With all that strife in mind, the lawmaker suggested the real terror is right here at home:
“I wouldn’t go to Syria, I wouldn’t go to Iraq, I wouldn’t go to Afghanistan, I wouldn’t go to Yemen, I wouldn’t go to Tunisia, I wouldn’t go to Lebanon, I wouldn’t go to Jordan, I would do it right here,” Chambers said. “Nobody from ISIS ever terrorized us as a people as the police do us daily.”
When confronted about the comments this week, Chambers clarified that “I’m not advocating that anybody, especially anybody in my community, go out and shoot people,” but rather that “if you’re going to follow the rule available to cops, just shoot somebody and come up with an alibi.”

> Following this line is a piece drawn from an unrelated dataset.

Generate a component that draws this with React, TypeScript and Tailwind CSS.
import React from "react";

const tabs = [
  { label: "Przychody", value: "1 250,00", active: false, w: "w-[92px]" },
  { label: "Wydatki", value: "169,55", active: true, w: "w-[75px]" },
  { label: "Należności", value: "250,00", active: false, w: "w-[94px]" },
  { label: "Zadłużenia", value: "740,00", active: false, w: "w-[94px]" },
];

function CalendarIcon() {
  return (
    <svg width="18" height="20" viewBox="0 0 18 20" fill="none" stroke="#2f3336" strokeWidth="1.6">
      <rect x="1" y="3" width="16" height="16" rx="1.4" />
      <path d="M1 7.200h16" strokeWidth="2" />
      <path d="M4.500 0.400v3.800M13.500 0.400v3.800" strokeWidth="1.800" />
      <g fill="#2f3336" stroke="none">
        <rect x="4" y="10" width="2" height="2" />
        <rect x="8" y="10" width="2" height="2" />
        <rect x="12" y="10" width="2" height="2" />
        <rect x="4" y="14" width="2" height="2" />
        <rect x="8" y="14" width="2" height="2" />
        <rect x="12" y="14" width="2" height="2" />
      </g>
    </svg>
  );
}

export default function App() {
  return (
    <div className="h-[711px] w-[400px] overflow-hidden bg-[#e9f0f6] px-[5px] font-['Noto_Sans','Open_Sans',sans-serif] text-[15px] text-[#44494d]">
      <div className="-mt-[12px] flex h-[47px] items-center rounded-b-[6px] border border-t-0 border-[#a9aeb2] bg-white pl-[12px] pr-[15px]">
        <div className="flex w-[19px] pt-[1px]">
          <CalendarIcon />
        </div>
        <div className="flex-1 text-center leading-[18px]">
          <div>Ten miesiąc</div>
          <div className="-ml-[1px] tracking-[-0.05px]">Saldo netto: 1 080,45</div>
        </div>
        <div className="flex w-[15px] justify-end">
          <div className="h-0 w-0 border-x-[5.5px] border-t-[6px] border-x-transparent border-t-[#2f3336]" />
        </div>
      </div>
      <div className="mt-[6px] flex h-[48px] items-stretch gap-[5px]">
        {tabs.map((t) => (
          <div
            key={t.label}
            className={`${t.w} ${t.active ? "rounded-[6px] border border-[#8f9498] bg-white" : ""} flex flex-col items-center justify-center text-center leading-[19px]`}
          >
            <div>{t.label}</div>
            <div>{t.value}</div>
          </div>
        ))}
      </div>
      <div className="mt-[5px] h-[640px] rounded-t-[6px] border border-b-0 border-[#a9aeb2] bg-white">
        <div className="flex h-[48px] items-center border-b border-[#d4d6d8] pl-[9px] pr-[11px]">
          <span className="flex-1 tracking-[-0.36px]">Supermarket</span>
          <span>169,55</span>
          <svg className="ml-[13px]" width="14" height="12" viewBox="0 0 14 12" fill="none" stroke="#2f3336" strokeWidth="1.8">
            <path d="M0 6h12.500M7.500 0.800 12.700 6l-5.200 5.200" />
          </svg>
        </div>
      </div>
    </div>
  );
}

UDPATE — 12:52 p.m. ET: University of Nebraska political theory professor Ari Kohen takes issue with what he believes is a one-sided story told by Watchdog, and provided additional context surrounding the lawmaker’s remarks:
During a hearing on LB635, which would lift the prohibition on concealed carry of firearms on the premises of Nebraska businesses that make more than 50% of their revenue from the sale of alcohol, state Senator Tommy Garrett, who sponsored the bill, made a comment about what he felt was a need to carry a concealed firearm in order to protect his family from the threat of ISIS at Applebee’s.
Senator Chambers’ remarks were in response to Senator Garrett’s outlandish claims about ISIS. And yet Deena Winter, who writes for a website called Nebraska Watchdog that first “broke” this story […] makes no mention of Garrett’s ISIS comments or the context in which Chambers made his comments, namely in a discussion of middle class white Nebraskans needing to carry concealed firearms to protect themselves against the absolutely imaginary threat of ISIS invading a rural Applebee’s.
Listen to the clips below, via KFOR:
[h/t Washington Examiner]
[Image via YouTube/screengrab]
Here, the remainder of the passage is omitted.